Begin

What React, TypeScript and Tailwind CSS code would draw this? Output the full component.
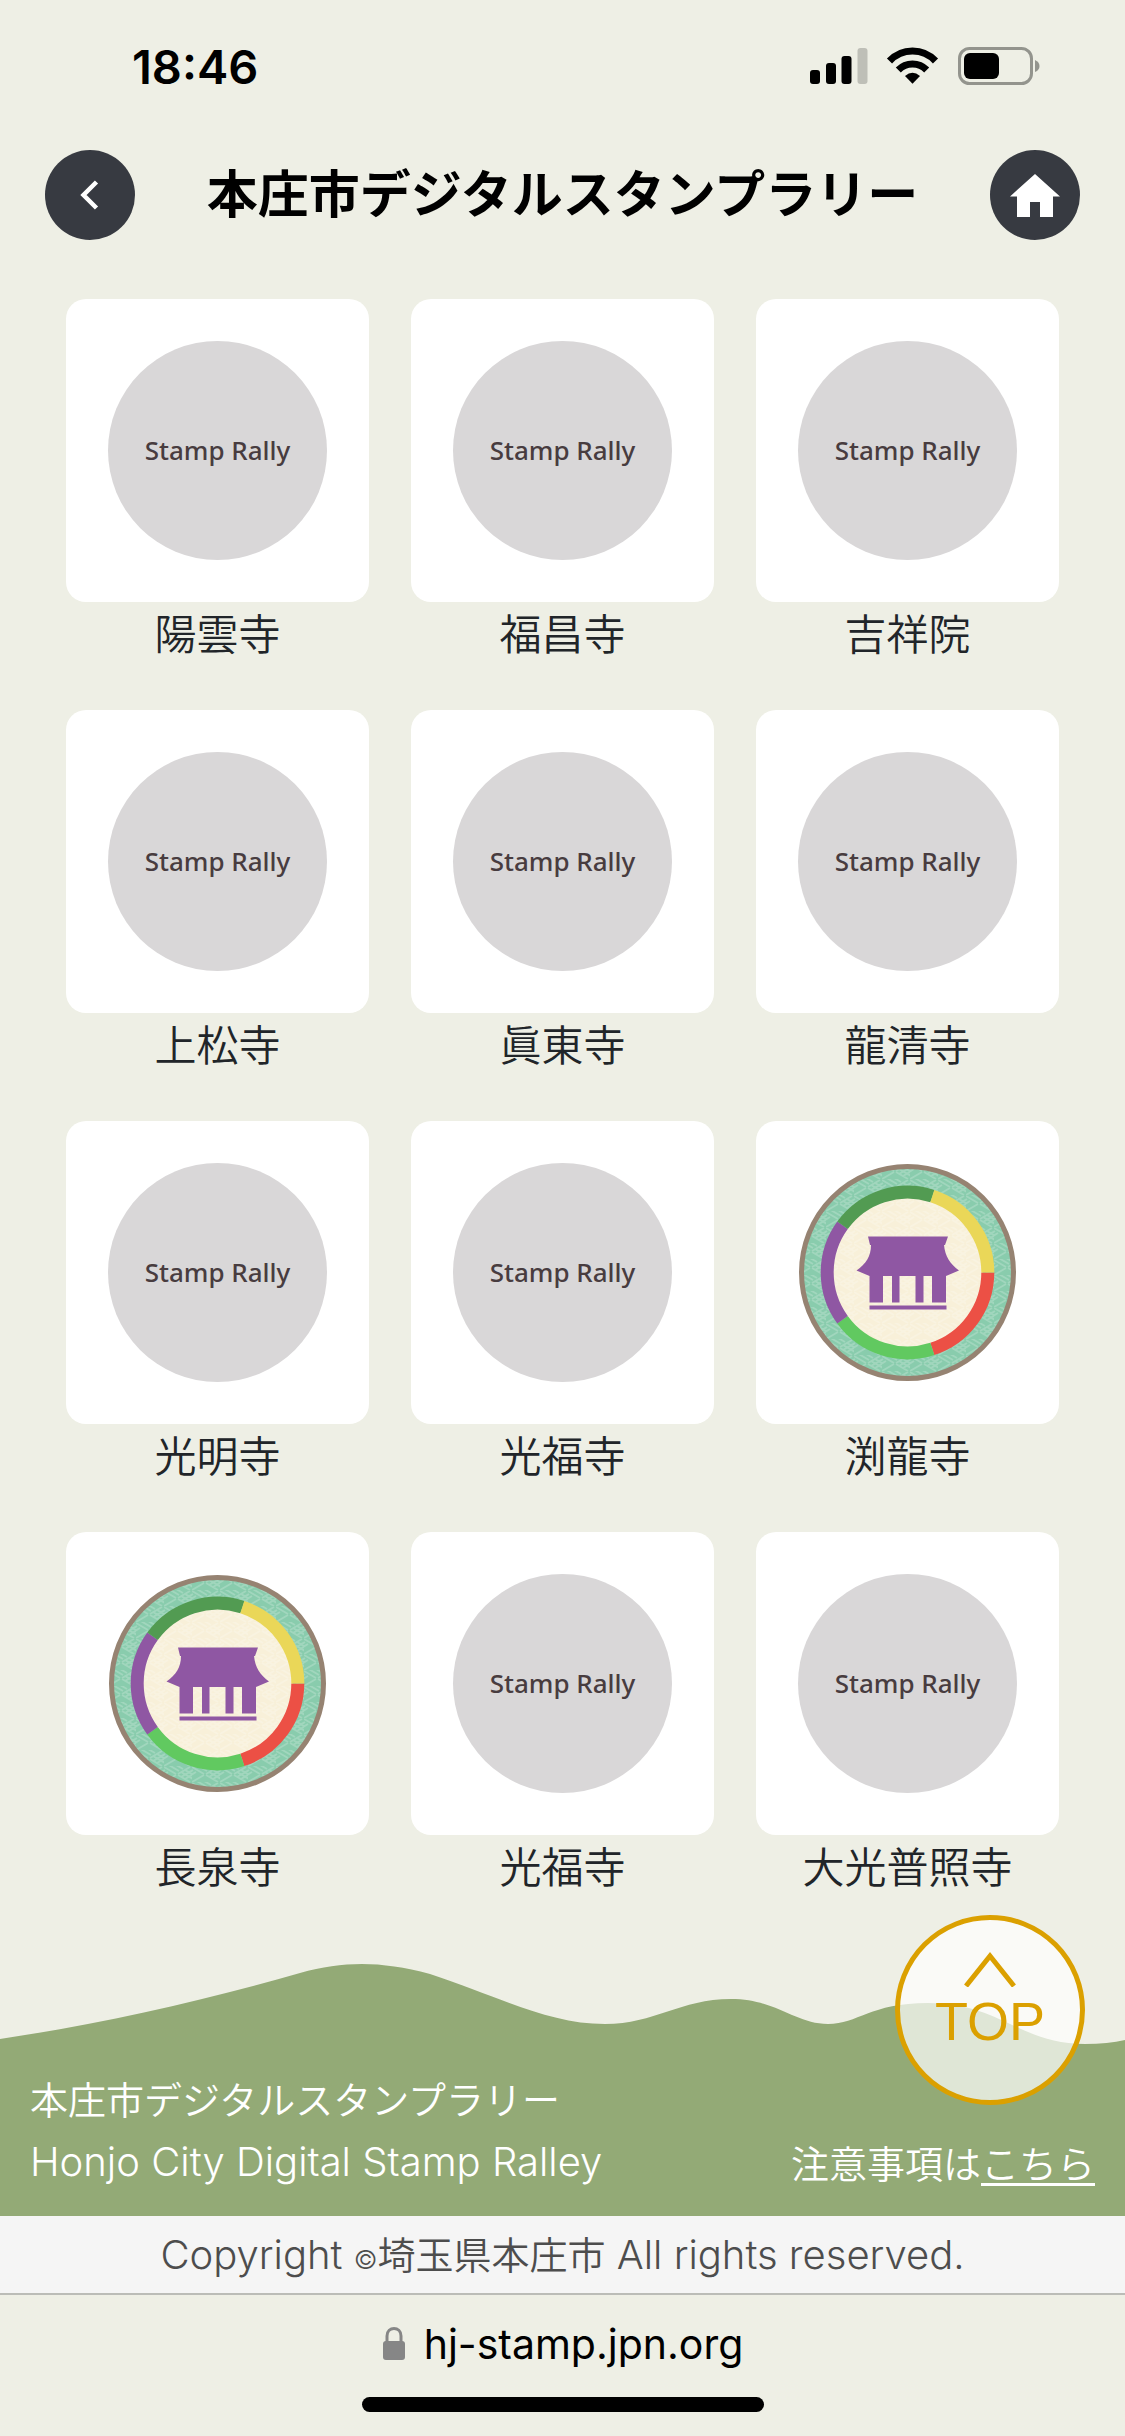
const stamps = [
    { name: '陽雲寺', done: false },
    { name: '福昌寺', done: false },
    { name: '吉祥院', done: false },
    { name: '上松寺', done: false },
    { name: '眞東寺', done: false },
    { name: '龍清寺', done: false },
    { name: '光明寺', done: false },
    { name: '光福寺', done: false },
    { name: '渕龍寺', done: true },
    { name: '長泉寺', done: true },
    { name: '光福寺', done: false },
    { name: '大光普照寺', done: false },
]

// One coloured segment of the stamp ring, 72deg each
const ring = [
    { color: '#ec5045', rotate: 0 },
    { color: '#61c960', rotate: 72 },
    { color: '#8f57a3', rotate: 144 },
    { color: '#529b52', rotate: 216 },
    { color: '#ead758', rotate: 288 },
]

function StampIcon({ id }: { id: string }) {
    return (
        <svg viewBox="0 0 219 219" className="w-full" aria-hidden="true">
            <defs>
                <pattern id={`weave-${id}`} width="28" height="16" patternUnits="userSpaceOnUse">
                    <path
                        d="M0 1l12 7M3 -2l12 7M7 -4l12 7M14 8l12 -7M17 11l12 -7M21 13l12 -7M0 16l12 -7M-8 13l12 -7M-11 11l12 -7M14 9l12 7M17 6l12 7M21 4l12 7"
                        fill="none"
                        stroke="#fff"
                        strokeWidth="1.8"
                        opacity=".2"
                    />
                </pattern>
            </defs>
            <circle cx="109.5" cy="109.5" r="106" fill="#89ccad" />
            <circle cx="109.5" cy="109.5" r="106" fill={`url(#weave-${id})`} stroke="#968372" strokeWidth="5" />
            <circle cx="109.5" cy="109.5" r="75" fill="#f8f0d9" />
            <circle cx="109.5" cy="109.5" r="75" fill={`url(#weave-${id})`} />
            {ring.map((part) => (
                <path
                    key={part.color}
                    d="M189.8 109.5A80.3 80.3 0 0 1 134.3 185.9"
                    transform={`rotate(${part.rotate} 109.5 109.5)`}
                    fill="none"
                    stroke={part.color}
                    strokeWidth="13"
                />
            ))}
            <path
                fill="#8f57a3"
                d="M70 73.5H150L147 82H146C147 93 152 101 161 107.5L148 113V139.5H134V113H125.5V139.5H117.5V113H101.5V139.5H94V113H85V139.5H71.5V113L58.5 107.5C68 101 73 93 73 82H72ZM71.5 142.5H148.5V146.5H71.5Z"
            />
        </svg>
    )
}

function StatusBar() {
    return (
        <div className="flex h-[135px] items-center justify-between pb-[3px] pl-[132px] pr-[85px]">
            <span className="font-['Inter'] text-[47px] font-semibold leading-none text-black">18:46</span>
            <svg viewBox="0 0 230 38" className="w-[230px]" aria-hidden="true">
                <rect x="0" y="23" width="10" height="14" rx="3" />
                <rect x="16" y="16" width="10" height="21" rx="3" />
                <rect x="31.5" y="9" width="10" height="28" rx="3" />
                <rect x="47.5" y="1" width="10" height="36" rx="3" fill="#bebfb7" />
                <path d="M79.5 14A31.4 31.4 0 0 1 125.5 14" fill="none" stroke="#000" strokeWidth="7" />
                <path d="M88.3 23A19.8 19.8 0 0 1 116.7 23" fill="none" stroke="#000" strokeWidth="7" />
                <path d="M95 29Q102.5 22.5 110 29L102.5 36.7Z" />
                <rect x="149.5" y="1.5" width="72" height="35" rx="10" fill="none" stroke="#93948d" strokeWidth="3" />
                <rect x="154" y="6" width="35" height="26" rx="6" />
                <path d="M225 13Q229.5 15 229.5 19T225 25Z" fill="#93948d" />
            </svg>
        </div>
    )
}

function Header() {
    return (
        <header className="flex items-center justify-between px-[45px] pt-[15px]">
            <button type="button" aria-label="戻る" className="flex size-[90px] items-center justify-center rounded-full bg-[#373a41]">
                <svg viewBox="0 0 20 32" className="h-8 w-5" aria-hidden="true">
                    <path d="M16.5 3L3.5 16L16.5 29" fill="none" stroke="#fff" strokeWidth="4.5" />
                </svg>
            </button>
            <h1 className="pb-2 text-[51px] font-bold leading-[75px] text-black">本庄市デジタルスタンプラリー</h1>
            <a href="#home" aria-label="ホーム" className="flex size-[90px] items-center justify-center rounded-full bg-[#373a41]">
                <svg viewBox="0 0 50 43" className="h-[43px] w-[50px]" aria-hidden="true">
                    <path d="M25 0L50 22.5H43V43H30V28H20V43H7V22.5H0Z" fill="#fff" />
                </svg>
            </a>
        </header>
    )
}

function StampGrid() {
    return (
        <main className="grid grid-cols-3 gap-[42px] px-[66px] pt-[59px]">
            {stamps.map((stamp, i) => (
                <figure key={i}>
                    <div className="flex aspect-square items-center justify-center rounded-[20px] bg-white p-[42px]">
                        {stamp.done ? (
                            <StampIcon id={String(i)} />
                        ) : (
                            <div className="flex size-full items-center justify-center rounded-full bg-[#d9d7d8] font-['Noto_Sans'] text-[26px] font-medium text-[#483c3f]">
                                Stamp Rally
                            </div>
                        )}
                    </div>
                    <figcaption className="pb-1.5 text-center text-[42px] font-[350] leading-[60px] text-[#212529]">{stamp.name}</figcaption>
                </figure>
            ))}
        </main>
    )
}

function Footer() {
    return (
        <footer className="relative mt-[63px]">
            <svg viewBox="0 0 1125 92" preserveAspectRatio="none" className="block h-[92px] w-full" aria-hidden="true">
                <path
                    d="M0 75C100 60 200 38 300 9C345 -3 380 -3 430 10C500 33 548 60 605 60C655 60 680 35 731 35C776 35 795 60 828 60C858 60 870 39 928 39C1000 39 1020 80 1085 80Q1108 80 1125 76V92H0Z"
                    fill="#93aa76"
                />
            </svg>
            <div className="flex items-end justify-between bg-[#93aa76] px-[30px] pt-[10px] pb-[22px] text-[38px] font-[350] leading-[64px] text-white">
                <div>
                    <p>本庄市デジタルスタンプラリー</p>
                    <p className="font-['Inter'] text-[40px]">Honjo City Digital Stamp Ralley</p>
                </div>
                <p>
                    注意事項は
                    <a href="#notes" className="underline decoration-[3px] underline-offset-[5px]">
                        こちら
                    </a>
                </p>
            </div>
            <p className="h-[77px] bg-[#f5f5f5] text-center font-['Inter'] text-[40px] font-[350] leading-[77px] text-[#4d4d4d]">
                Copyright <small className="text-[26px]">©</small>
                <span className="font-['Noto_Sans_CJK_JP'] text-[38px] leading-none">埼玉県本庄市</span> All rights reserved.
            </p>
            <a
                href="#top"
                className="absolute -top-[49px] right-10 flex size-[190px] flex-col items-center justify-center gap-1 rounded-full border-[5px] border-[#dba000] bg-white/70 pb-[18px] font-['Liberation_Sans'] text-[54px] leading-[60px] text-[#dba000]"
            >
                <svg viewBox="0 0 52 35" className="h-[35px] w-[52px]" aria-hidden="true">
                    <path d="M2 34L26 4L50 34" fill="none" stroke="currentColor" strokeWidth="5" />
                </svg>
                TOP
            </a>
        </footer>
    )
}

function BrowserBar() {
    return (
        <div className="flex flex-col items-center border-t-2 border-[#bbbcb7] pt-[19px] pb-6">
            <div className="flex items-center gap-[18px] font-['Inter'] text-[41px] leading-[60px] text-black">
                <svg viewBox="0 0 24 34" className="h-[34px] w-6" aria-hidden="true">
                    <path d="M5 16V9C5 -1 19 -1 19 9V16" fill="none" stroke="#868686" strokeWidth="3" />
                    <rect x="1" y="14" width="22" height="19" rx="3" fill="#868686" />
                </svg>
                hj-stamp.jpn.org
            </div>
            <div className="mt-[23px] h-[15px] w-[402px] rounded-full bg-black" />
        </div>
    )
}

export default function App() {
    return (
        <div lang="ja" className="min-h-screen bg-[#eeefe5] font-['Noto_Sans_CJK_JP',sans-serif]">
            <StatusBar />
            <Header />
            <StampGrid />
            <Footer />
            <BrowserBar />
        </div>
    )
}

End

- **STATED PROBLEM**:
Scan the listing above for the word "full" and show each line where it is found.

- **EXPECTED ANSWER**:
What React, TypeScript and Tailwind CSS code would draw this? Output the full component.
        <svg viewBox="0 0 219 219" className="w-full" aria-hidden="true">
            <button type="button" aria-label="戻る" className="flex size-[90px] items-center justify-center rounded-full bg-[#373a41]">
            <a href="#home" aria-label="ホーム" className="flex size-[90px] items-center justify-center rounded-full bg-[#373a41]">
                            <div className="flex size-full items-center justify-center rounded-full bg-[#d9d7d8] font-['Noto_Sans'] text-[26px] font-medium text-[#483c3f]">
            <svg viewBox="0 0 1125 92" preserveAspectRatio="none" className="block h-[92px] w-full" aria-hidden="true">
                className="absolute -top-[49px] right-10 flex size-[190px] flex-col items-center justify-center gap-1 rounded-full border-[5px] border-[#dba000] bg-white/70 pb-[18px] font-['Liberation_Sans'] text-[54px] leading-[60px] text-[#dba000]"
            <div className="mt-[23px] h-[15px] w-[402px] rounded-full bg-black" />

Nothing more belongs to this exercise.